[PROBLEM TO SOLVE]
Determine how many lines contain the string "React" and reply with that number alone.

[MATERIAL]
^^^^^^^^^^^^^^^^

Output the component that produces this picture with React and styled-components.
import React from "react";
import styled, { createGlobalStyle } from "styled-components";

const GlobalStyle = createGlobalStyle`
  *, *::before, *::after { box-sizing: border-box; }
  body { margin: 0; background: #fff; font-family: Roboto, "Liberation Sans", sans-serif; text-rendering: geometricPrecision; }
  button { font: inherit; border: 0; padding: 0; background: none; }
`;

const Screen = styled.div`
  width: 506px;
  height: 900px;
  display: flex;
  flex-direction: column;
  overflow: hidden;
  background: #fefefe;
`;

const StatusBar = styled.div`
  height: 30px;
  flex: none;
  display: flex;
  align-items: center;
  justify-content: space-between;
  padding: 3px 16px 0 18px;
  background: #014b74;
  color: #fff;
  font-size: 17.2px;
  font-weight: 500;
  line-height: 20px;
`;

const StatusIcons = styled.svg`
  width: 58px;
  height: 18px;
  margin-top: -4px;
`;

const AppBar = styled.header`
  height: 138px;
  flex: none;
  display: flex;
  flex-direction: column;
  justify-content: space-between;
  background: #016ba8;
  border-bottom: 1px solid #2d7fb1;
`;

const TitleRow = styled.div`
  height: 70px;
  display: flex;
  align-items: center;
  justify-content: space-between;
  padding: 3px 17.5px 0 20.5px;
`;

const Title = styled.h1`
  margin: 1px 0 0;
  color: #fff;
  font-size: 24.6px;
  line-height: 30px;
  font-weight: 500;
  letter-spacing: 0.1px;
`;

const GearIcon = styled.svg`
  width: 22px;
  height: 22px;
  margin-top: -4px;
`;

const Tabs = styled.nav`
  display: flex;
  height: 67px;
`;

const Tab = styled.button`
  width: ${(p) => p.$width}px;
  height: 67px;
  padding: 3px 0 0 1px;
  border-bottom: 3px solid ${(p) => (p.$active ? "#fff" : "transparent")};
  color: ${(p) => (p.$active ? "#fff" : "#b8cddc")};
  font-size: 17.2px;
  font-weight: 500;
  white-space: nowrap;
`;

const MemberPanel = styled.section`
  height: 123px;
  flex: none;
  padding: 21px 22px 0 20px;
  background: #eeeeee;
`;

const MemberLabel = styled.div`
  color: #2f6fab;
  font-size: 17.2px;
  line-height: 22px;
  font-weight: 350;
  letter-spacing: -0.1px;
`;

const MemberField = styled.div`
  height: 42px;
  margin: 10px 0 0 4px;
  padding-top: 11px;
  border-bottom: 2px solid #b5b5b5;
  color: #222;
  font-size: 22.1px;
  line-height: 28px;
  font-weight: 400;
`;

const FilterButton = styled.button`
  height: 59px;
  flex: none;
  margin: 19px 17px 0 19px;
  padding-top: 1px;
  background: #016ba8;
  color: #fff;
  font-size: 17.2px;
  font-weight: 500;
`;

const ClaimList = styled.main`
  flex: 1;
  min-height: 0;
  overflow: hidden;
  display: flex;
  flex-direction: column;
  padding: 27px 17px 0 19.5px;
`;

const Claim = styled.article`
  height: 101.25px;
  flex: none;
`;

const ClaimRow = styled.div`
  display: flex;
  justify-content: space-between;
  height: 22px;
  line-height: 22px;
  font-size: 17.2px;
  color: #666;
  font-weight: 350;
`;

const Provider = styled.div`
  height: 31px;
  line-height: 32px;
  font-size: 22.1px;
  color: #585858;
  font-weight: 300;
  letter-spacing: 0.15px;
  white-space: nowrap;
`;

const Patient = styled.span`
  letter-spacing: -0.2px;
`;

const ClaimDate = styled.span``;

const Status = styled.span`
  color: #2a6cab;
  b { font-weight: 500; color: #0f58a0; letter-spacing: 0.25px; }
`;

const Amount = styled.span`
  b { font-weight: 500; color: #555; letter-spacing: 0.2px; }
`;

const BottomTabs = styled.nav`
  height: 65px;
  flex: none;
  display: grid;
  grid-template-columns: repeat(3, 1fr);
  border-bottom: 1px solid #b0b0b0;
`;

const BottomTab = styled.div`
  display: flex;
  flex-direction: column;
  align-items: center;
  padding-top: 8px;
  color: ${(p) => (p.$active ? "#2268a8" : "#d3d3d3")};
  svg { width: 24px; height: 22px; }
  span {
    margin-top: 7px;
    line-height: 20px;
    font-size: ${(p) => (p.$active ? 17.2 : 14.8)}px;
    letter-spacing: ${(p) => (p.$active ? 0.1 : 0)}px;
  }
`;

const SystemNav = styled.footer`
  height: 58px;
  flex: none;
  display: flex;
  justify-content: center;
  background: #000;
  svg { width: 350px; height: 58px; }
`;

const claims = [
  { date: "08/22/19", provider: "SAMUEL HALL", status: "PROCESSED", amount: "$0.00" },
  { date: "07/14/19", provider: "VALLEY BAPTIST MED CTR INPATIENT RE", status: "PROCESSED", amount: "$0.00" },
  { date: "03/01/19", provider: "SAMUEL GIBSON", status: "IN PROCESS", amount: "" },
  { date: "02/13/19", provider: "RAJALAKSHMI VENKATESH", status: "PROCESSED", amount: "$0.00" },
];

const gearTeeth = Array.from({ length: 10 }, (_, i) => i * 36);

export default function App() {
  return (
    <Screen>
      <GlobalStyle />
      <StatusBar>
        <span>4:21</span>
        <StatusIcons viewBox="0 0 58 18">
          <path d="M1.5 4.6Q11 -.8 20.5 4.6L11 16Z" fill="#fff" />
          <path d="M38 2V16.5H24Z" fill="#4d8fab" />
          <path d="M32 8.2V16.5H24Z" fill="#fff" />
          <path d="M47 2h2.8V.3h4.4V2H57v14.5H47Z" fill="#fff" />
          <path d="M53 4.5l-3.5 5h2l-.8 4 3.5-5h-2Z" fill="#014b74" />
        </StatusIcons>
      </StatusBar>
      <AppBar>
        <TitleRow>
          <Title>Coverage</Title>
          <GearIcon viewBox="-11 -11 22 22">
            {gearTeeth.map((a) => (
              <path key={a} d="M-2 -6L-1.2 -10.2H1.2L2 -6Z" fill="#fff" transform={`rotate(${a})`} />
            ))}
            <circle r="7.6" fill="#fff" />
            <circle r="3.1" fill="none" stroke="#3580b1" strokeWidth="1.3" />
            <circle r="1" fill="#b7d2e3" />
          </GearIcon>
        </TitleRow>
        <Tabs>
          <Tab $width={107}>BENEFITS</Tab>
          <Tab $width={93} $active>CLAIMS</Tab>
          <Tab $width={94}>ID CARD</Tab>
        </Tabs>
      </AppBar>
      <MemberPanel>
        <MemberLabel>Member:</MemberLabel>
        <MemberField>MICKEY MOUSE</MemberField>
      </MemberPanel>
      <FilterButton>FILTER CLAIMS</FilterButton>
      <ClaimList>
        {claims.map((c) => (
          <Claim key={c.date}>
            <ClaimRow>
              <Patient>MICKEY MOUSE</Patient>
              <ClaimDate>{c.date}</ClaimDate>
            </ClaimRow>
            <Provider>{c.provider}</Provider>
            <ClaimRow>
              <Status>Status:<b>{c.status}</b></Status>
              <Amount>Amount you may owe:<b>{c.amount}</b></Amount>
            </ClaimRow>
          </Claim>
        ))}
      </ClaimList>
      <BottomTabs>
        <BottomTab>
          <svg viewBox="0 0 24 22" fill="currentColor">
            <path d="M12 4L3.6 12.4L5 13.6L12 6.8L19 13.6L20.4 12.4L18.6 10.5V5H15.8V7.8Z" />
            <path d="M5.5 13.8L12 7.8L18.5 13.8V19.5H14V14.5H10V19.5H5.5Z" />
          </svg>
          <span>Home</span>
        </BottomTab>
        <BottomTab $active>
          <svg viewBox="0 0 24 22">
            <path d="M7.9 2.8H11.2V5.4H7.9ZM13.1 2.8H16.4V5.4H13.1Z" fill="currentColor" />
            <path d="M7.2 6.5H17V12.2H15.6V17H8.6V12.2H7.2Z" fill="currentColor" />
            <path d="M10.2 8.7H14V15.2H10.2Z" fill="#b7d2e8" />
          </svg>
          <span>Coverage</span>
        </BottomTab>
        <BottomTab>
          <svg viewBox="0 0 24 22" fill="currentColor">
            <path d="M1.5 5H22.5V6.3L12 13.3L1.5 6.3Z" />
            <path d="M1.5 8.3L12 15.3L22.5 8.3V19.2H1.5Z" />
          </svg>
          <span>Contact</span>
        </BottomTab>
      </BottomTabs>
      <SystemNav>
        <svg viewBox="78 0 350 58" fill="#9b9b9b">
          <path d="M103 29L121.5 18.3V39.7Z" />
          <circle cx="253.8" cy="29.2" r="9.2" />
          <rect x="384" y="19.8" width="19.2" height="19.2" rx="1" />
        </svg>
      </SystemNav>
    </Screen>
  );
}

^^^^^^^^^^^^^^^^

[SOLUTION TO THE EXERCISE]
2